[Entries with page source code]
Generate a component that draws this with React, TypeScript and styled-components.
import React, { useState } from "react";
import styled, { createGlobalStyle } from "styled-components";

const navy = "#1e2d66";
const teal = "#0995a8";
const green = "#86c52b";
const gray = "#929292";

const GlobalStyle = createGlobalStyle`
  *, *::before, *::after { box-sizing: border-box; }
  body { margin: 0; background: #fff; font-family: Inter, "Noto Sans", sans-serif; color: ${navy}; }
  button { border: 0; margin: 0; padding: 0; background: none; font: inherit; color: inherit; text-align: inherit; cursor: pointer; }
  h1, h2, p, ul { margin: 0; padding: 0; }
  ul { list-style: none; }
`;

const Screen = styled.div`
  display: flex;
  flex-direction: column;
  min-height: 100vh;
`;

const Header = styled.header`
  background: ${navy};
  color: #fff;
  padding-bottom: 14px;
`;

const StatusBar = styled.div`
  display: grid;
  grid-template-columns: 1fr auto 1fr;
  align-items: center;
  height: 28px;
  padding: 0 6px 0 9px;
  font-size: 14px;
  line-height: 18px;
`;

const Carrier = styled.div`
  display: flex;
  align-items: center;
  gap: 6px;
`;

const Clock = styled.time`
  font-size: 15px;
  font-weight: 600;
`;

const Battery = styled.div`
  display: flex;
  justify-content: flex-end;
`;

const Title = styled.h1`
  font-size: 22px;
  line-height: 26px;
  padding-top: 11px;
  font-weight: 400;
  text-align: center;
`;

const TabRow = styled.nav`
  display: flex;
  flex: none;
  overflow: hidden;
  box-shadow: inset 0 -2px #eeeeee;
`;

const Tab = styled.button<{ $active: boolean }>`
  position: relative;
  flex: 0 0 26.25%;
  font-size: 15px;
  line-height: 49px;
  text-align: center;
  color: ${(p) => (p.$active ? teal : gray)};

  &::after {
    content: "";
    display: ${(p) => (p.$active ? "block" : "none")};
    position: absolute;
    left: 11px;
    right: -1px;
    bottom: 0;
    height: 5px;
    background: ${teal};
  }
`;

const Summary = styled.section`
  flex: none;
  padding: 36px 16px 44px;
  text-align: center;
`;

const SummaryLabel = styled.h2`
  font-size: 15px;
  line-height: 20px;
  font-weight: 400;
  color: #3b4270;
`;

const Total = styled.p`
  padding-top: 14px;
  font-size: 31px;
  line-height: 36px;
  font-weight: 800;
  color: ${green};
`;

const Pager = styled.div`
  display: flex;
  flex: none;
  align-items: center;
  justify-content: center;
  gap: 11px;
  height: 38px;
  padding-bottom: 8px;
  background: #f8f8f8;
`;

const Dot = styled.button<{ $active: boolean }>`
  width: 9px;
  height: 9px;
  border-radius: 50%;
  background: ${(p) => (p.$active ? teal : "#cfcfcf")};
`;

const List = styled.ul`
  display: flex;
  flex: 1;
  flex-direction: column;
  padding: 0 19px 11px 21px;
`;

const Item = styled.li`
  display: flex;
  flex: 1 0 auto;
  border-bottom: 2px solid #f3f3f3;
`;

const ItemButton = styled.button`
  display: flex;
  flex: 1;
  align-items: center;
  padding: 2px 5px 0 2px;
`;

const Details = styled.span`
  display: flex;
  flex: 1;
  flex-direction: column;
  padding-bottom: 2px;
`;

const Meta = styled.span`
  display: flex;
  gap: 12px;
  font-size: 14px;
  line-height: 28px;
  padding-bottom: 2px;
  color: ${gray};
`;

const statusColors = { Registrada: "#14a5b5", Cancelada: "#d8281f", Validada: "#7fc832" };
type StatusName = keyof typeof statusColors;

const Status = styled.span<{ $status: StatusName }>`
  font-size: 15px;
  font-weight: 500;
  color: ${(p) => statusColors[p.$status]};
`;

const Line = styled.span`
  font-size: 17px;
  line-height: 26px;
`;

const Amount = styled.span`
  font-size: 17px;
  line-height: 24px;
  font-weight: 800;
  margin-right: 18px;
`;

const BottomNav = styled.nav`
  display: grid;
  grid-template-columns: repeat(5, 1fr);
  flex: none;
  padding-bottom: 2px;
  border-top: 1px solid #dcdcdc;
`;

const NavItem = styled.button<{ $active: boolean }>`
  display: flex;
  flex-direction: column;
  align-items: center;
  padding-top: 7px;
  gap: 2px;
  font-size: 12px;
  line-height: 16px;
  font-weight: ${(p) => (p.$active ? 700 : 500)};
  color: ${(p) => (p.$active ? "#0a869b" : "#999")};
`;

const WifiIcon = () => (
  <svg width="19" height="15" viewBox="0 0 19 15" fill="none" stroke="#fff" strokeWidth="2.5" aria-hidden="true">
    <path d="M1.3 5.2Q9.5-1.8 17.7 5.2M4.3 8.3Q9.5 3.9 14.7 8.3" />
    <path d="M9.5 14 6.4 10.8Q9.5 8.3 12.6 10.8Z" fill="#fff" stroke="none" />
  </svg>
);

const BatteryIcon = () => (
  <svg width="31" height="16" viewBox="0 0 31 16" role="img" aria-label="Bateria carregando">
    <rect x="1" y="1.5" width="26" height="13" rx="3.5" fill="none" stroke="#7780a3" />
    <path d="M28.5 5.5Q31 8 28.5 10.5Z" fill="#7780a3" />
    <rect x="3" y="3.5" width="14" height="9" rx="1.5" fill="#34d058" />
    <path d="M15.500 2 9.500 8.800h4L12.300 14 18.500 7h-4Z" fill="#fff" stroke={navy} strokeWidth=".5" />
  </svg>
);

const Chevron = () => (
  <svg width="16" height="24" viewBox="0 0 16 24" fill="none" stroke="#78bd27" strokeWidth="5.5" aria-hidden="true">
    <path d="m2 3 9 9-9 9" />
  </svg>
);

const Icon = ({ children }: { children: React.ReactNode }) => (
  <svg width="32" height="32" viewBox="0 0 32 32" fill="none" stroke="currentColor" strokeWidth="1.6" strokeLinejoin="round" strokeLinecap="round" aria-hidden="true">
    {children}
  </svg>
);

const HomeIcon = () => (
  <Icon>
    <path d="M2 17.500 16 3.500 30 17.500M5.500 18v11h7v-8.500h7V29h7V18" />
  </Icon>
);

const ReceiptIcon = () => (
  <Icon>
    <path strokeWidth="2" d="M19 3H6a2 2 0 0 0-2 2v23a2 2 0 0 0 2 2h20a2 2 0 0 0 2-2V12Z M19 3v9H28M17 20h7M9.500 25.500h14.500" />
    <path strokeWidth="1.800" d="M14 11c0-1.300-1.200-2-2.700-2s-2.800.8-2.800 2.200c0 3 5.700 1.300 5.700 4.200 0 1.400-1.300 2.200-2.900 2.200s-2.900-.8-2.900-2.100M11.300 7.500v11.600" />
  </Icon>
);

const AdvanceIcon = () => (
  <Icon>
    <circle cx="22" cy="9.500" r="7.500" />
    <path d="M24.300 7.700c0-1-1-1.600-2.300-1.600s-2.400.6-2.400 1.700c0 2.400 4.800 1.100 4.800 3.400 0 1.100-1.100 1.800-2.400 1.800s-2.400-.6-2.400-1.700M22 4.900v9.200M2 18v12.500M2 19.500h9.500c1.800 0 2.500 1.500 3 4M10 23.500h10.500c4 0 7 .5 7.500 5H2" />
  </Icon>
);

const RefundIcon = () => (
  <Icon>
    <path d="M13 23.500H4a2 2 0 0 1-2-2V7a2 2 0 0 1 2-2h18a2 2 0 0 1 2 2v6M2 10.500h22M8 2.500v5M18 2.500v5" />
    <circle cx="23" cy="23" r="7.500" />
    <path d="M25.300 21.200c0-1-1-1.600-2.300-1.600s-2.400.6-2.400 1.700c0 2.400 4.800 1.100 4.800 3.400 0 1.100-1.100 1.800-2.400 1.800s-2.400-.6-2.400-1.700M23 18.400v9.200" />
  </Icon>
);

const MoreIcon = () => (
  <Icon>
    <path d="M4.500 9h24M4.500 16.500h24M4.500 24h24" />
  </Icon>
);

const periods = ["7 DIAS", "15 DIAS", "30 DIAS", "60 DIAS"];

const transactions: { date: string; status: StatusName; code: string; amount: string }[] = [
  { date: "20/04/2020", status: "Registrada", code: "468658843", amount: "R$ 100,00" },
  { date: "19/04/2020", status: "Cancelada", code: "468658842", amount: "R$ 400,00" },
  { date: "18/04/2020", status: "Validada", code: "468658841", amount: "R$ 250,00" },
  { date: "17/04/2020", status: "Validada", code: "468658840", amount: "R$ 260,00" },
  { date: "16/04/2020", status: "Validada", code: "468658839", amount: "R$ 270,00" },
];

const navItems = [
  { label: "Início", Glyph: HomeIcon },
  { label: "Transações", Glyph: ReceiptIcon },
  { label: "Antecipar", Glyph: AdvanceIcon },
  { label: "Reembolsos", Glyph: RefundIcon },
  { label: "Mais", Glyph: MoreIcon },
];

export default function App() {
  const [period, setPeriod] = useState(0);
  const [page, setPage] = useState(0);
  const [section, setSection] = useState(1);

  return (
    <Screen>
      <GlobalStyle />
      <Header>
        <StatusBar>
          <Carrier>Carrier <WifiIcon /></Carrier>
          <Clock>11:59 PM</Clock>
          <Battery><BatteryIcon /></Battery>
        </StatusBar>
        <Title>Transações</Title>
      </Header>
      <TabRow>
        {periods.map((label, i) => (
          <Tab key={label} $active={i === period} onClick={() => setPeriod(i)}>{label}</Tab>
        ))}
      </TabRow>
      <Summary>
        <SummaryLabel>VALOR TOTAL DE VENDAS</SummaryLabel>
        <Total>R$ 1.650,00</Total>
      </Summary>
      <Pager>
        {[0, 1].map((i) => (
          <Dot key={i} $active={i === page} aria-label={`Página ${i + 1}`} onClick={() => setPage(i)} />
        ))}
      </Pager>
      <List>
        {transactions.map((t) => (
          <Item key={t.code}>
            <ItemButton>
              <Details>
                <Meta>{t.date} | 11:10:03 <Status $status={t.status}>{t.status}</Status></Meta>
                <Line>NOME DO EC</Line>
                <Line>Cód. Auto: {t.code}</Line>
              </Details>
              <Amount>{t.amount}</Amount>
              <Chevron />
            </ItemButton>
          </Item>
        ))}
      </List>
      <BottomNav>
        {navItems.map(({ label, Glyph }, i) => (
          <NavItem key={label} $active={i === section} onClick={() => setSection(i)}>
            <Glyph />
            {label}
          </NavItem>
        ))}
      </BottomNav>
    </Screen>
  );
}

---

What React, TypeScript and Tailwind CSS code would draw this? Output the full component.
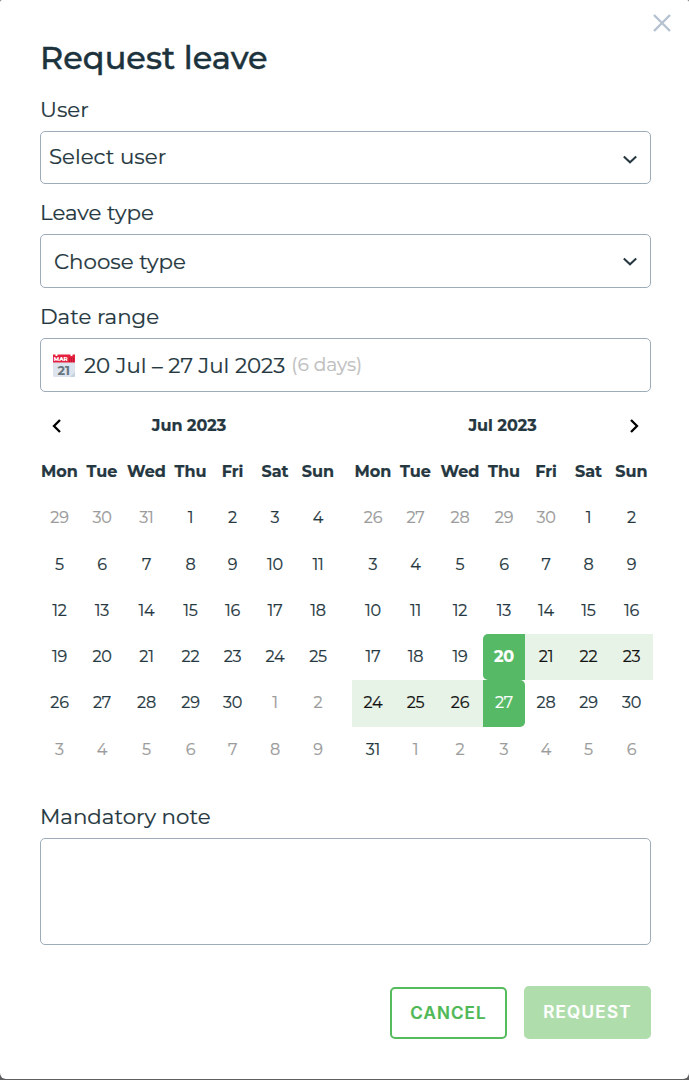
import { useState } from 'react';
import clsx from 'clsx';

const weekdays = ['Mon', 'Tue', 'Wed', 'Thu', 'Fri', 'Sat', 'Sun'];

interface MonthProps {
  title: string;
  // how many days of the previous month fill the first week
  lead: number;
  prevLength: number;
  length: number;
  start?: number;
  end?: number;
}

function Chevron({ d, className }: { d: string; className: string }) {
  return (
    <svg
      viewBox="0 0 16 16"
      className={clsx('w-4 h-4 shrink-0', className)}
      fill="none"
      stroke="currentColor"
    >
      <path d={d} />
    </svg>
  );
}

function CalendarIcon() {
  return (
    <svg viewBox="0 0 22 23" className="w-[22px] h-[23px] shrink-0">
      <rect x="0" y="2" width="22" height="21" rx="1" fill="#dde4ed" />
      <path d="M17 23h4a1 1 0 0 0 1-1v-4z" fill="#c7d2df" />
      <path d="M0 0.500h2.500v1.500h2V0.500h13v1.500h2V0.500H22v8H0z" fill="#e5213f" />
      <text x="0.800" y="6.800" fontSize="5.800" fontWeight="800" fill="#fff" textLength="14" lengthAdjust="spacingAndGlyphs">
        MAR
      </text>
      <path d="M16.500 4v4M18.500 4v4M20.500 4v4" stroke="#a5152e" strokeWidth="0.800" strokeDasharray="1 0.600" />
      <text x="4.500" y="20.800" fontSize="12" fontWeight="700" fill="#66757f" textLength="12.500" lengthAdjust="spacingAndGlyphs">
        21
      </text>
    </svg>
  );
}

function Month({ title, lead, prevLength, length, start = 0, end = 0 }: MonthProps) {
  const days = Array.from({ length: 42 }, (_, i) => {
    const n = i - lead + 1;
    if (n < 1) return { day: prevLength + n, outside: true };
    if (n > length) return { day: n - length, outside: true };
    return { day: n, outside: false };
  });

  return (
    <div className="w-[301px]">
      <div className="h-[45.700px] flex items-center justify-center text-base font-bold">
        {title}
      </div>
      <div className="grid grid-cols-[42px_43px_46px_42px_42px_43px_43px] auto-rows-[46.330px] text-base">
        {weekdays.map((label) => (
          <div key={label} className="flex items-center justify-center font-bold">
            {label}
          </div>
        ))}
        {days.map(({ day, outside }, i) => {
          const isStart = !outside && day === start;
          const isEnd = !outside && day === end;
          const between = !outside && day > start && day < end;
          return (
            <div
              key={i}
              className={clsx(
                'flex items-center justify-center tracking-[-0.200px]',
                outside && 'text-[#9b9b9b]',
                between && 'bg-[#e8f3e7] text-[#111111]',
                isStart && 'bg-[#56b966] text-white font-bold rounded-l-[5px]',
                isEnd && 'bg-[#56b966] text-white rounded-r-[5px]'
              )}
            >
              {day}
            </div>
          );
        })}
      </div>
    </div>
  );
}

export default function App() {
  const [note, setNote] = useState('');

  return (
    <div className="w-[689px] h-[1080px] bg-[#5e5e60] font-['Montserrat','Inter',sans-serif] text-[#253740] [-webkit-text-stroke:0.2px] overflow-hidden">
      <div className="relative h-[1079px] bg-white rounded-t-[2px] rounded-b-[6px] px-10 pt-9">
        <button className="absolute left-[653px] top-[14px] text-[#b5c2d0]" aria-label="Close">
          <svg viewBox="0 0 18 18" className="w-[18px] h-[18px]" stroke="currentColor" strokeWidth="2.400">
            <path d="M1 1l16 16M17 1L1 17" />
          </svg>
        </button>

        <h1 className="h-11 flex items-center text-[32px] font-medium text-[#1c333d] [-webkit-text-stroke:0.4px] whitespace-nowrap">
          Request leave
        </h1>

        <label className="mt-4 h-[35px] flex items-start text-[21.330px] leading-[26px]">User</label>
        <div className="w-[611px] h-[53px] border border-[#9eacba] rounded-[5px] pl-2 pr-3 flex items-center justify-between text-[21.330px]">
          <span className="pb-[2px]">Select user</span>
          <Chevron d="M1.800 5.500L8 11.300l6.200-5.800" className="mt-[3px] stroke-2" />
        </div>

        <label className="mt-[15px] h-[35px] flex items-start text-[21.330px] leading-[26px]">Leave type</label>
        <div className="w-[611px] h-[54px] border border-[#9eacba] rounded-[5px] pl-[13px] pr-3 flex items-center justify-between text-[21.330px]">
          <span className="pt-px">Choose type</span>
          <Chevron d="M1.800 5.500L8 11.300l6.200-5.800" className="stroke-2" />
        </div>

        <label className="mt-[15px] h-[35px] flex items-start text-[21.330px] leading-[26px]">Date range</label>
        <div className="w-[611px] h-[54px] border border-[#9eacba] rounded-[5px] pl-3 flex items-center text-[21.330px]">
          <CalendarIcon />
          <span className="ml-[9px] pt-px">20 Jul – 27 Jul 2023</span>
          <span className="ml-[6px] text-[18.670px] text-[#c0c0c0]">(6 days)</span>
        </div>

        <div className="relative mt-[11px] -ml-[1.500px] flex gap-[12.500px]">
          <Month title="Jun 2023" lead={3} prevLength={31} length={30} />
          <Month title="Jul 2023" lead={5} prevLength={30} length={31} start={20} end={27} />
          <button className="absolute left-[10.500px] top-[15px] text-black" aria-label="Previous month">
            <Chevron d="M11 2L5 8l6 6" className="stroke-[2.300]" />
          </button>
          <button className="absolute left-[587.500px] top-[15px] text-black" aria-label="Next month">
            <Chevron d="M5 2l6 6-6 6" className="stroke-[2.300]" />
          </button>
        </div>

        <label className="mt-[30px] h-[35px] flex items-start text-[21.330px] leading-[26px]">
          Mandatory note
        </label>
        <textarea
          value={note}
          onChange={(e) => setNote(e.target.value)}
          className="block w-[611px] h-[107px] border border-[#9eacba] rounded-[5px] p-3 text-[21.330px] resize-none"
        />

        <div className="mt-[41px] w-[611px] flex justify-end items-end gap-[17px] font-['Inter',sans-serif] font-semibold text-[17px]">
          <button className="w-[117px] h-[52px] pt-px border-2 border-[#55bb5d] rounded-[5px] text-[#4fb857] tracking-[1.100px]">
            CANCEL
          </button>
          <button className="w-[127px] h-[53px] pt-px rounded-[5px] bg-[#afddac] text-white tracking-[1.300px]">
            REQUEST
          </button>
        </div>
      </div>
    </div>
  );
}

▶ _REQUIREMENT_
Copy nothing but the lines above that run from the one with "What React, TypeScript" to the one with "['Mon', 'Tue', 'Wed', 'Thu', 'Fri', 'Sat', 'Sun'];", ends included; pictures stay out.

▶ _EXERCISE RESPONSE_
What React, TypeScript and Tailwind CSS code would draw this? Output the full component.
import { useState } from 'react';
import clsx from 'clsx';

const weekdays = ['Mon', 'Tue', 'Wed', 'Thu', 'Fri', 'Sat', 'Sun'];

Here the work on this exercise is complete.